Counting only lines that hold "React", give the total and nothing more.
#####
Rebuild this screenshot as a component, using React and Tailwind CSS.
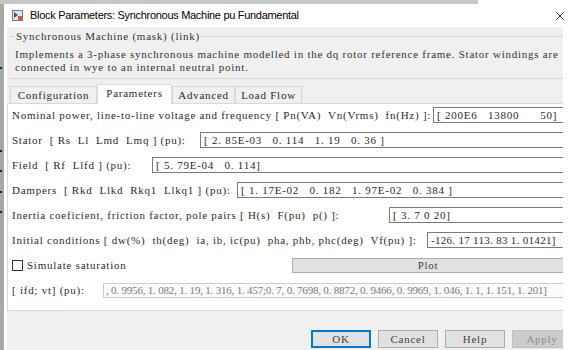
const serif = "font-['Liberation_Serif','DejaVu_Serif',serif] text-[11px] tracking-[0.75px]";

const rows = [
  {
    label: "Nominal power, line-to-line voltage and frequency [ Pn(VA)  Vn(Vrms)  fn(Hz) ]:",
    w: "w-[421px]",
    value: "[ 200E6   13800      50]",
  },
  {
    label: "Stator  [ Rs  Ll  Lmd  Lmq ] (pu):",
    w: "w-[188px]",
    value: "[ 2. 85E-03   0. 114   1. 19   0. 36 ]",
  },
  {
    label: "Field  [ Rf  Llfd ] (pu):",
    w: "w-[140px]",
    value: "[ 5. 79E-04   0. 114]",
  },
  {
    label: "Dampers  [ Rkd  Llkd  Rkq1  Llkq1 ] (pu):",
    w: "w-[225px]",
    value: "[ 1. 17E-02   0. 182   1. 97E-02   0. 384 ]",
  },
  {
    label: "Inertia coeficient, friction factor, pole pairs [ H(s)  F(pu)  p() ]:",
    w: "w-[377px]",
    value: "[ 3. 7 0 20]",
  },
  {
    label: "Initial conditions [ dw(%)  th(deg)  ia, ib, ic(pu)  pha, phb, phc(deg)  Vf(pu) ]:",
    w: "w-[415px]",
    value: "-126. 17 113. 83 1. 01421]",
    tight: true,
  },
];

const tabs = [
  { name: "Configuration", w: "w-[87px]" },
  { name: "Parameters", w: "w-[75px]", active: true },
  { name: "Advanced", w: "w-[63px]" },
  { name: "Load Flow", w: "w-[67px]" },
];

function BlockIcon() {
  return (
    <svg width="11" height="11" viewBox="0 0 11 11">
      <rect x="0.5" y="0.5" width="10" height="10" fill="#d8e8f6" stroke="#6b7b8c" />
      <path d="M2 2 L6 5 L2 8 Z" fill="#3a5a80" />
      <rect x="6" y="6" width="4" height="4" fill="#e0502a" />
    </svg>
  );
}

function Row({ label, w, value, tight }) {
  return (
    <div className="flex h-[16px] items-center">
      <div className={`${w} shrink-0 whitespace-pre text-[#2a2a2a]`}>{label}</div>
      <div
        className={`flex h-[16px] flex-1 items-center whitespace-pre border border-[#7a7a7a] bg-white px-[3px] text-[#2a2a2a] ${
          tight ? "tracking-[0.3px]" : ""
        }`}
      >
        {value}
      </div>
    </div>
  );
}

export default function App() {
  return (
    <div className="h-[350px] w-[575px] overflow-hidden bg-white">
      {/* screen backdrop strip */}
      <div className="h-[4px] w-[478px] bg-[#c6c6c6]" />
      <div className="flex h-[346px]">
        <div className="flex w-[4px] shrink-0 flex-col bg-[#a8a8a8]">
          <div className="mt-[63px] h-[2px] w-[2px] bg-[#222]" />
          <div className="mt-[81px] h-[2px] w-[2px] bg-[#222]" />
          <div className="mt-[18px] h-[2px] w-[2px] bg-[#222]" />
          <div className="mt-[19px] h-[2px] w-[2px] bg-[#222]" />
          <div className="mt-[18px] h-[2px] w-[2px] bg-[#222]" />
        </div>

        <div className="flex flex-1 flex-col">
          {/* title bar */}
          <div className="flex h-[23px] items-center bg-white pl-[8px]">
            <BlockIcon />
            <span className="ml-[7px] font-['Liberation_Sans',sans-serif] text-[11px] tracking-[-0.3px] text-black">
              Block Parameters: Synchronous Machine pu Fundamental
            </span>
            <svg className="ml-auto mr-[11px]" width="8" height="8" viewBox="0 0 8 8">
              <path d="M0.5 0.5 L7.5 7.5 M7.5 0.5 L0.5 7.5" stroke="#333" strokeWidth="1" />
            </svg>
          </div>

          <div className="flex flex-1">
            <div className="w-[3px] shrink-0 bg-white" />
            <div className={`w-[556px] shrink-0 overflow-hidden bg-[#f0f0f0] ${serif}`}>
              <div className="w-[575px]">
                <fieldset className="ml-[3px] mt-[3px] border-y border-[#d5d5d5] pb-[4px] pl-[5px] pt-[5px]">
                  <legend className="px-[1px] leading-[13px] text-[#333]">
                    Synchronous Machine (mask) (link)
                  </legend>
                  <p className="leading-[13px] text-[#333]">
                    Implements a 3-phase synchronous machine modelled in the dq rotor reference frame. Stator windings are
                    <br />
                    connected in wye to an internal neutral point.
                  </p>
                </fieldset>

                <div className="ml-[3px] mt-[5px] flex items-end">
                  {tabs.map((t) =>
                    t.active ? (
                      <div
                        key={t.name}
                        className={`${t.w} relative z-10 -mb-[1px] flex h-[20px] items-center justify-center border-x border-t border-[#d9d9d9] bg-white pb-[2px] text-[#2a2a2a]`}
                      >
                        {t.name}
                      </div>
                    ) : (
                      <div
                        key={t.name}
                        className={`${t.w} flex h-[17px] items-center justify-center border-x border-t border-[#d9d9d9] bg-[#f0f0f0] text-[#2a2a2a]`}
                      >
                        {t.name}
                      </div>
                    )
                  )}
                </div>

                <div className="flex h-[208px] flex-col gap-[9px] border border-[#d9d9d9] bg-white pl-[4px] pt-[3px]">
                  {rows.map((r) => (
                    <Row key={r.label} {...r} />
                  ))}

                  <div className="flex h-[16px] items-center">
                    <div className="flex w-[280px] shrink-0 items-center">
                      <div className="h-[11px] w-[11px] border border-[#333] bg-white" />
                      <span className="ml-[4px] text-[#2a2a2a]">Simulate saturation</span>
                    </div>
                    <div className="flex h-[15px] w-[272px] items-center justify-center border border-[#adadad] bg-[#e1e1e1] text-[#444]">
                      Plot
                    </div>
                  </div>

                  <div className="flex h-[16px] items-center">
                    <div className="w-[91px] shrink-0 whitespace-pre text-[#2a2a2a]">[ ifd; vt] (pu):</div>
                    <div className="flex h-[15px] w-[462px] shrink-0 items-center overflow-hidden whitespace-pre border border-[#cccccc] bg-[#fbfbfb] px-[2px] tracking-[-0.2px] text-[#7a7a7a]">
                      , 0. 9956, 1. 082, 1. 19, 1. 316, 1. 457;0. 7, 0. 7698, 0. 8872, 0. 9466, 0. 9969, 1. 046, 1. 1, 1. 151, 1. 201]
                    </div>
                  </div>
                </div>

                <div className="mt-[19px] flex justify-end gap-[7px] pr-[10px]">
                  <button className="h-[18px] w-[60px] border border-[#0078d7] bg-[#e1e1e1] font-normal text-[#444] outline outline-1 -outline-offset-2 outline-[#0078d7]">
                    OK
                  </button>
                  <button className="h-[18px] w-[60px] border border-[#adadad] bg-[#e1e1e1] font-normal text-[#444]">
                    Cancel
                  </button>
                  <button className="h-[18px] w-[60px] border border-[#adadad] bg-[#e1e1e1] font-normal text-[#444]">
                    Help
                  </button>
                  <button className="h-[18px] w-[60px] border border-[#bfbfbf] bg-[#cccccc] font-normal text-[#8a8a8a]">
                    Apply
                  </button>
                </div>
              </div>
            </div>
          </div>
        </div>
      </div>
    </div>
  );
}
#####
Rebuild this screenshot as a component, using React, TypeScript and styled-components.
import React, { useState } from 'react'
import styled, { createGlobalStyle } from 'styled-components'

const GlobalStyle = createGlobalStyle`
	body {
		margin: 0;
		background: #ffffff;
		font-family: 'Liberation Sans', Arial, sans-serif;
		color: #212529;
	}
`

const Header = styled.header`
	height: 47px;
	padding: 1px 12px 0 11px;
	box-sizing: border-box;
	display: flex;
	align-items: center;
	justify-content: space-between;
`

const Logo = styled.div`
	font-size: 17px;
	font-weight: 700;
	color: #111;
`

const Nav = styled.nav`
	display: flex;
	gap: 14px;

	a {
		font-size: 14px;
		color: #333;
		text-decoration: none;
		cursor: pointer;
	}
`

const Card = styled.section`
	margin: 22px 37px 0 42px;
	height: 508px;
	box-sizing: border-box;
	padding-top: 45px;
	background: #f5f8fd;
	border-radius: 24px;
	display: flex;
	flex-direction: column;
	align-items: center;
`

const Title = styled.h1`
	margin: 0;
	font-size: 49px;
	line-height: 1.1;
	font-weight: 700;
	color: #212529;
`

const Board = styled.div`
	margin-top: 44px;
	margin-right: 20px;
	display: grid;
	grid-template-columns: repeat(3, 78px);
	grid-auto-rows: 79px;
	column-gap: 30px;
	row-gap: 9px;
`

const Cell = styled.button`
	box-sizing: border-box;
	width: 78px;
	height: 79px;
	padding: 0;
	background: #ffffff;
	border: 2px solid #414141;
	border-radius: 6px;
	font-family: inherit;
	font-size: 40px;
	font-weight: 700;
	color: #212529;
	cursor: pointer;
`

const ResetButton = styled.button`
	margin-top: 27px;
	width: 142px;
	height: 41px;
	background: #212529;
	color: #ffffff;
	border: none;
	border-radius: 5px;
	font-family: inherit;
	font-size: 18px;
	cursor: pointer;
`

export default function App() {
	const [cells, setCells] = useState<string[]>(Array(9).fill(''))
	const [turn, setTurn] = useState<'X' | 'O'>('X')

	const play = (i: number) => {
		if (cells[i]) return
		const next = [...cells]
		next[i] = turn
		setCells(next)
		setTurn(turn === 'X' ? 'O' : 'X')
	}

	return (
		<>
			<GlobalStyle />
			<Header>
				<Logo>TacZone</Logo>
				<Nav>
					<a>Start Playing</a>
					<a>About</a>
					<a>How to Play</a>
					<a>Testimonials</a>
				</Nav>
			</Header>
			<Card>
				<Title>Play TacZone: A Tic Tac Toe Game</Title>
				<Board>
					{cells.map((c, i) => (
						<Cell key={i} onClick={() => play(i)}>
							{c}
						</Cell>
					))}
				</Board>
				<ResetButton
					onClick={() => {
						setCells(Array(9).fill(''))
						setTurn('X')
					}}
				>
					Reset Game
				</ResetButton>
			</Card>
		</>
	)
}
#####
> **RESPONSE TO THE EXERCISE**:
3